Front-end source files

# # # # # # #

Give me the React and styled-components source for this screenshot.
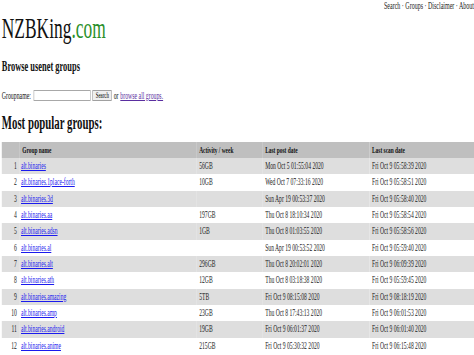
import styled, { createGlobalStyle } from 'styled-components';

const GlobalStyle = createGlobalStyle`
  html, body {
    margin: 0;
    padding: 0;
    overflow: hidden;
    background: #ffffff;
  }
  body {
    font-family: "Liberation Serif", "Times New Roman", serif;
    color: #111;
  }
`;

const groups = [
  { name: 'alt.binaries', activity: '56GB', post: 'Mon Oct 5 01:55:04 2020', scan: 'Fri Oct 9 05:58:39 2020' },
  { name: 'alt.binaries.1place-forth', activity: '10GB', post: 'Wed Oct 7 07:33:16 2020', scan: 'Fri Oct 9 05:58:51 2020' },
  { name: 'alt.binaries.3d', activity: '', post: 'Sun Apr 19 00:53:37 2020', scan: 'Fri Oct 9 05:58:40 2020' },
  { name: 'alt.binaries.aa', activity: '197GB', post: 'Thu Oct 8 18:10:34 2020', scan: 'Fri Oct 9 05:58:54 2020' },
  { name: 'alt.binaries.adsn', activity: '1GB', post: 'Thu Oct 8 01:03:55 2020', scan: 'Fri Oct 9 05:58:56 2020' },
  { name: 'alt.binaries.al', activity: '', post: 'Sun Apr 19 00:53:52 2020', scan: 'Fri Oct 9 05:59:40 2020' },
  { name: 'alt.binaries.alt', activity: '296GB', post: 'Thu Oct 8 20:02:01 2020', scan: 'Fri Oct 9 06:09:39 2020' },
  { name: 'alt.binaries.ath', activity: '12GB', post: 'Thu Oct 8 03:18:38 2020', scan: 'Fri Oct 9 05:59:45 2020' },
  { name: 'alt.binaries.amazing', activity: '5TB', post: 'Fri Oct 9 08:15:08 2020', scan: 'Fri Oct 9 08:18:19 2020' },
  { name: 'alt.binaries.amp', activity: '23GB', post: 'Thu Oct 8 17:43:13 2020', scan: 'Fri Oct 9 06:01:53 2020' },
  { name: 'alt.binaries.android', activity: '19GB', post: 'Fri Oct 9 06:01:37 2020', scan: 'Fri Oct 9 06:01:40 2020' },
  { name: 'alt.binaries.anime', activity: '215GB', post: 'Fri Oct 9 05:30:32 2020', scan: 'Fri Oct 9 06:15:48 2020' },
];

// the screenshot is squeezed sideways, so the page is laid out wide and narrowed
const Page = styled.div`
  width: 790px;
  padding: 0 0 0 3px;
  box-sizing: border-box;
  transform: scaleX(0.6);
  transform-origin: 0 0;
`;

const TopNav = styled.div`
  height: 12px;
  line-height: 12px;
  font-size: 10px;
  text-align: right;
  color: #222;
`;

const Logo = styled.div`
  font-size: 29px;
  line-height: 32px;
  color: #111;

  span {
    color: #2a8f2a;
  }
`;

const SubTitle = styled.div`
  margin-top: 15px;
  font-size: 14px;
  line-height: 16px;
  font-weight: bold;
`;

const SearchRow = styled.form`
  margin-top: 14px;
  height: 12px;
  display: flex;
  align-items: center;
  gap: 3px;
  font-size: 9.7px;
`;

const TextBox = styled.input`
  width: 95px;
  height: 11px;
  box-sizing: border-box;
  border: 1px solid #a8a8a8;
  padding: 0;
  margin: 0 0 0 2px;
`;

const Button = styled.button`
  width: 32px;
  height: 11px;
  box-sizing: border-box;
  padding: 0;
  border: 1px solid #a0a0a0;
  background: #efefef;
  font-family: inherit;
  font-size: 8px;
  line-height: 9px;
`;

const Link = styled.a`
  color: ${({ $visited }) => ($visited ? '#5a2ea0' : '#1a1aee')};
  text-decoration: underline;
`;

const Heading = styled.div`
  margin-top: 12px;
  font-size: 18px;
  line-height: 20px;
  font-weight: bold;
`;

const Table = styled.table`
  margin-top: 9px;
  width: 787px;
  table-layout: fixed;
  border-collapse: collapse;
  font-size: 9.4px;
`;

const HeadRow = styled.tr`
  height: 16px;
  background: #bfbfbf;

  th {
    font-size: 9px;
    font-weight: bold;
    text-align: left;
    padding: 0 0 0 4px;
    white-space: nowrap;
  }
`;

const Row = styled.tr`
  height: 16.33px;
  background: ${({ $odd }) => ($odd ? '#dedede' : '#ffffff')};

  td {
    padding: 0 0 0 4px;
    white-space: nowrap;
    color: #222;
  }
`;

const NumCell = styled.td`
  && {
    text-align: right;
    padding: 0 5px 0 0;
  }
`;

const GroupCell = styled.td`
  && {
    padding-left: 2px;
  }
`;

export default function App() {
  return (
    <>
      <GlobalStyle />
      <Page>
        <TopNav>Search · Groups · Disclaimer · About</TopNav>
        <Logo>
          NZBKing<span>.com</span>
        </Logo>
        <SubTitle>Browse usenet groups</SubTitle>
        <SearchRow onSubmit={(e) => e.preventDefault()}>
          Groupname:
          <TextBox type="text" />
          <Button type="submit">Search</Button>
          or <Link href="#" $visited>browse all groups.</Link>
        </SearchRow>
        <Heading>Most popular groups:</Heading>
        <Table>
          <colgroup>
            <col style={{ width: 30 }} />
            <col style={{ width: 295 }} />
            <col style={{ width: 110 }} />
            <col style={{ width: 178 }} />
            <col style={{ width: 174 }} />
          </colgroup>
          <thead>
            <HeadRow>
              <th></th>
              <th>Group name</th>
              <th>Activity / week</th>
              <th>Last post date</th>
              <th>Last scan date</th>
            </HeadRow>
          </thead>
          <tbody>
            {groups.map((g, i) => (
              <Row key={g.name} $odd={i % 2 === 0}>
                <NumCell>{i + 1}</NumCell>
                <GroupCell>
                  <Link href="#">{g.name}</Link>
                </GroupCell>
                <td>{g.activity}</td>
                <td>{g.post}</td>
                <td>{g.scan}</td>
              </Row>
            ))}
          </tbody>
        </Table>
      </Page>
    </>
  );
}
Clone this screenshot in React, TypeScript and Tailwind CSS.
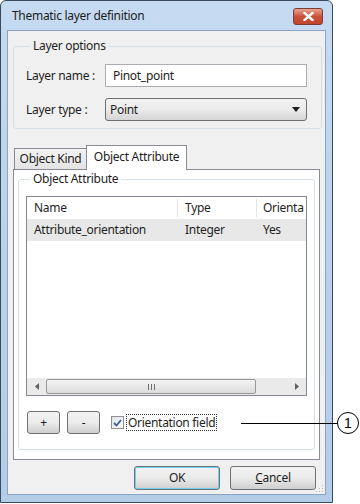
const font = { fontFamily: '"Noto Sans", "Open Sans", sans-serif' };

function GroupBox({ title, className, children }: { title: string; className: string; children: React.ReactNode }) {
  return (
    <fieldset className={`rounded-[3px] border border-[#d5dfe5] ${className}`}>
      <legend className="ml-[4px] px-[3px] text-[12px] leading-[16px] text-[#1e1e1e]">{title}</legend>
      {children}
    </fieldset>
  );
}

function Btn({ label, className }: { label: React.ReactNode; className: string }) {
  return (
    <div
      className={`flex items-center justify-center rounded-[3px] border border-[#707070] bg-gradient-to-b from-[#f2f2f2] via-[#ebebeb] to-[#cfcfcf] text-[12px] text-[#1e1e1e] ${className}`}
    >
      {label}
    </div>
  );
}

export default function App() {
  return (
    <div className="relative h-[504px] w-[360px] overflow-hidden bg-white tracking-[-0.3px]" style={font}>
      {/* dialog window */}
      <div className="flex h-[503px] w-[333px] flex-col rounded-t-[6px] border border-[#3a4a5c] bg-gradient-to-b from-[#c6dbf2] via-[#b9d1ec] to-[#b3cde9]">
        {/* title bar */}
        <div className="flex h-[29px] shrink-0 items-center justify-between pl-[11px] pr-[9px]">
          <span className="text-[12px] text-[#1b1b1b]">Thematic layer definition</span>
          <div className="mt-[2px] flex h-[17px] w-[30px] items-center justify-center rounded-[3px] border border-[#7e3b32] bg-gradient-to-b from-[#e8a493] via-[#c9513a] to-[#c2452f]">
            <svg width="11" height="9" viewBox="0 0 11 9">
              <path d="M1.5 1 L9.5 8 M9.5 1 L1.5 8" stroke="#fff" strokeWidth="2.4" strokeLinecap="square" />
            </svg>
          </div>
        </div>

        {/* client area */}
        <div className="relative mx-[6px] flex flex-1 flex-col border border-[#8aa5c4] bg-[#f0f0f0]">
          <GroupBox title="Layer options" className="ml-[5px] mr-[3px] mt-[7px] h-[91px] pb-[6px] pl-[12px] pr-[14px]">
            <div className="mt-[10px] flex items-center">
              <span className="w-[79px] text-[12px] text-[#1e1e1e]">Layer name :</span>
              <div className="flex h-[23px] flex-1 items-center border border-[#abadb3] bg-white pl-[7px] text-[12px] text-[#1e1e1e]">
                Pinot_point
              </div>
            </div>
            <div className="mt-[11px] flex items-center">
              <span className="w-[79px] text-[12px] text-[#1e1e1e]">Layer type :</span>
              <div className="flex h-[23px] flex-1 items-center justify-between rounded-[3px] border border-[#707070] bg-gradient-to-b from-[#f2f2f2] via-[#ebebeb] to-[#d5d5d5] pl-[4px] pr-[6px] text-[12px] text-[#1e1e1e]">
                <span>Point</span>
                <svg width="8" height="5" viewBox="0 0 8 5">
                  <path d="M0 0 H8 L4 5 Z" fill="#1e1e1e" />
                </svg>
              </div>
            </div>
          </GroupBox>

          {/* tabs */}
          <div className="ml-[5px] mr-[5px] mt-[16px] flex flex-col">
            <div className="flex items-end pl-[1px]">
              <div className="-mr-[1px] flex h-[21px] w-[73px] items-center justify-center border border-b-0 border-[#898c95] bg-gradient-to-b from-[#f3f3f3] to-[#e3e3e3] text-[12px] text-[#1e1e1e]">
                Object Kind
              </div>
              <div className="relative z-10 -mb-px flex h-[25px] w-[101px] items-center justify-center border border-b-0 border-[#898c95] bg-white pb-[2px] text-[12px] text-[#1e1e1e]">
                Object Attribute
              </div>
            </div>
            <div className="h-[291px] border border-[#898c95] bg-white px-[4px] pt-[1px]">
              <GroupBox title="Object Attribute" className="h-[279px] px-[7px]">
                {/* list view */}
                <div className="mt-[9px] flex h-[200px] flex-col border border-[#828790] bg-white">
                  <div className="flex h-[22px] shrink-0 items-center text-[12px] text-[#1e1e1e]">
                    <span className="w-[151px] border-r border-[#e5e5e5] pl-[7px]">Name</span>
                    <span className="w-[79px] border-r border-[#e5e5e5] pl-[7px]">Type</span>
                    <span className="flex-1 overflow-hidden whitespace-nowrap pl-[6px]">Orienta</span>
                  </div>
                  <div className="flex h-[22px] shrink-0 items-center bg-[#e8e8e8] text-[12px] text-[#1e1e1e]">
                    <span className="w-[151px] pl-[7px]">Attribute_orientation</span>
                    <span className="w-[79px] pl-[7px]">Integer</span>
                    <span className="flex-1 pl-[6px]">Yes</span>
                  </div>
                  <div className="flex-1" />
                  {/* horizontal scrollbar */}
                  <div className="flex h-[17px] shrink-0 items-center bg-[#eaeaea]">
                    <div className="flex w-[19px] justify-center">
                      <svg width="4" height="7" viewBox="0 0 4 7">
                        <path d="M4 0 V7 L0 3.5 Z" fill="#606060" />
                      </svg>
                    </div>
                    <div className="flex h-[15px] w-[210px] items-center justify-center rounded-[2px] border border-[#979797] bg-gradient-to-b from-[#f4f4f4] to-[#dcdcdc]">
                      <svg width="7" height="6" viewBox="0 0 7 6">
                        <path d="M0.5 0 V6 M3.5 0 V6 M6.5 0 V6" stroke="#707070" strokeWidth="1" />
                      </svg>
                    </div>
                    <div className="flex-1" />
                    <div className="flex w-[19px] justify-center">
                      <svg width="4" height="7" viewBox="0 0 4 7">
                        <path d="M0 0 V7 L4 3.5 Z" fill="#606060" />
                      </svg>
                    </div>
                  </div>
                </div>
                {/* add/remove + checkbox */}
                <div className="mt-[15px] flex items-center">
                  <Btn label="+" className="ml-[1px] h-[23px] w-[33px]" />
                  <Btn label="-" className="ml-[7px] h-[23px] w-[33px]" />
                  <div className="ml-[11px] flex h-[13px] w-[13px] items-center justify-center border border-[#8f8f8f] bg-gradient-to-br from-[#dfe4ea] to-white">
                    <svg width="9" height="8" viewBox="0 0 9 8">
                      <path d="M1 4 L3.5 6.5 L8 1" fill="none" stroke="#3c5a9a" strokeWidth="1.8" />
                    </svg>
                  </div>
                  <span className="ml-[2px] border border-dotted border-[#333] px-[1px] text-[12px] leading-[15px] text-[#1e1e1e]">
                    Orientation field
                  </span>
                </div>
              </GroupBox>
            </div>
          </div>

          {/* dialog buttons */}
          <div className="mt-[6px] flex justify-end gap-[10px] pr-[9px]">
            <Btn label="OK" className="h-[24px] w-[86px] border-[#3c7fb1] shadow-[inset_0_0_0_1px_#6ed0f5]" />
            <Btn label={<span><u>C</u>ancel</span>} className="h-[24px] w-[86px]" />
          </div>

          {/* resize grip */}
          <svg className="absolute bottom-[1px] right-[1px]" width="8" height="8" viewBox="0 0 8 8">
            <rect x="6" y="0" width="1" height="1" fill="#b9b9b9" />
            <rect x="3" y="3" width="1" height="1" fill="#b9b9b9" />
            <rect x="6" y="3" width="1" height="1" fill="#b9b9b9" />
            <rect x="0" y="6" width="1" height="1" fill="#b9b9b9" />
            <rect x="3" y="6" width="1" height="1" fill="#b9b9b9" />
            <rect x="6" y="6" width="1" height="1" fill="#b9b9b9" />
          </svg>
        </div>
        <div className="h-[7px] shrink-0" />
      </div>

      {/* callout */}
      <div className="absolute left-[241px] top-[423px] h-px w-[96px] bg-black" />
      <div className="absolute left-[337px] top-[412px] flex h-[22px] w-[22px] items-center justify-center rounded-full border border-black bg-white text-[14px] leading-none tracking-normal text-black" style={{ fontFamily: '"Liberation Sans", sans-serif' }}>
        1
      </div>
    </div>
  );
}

# # # # # # #

#### Exercise goal:
In the listing above, locate each line with "this" and copy it.

#### Exercise output:
Give me the React and styled-components source for this screenshot.
Clone this screenshot in React, TypeScript and Tailwind CSS.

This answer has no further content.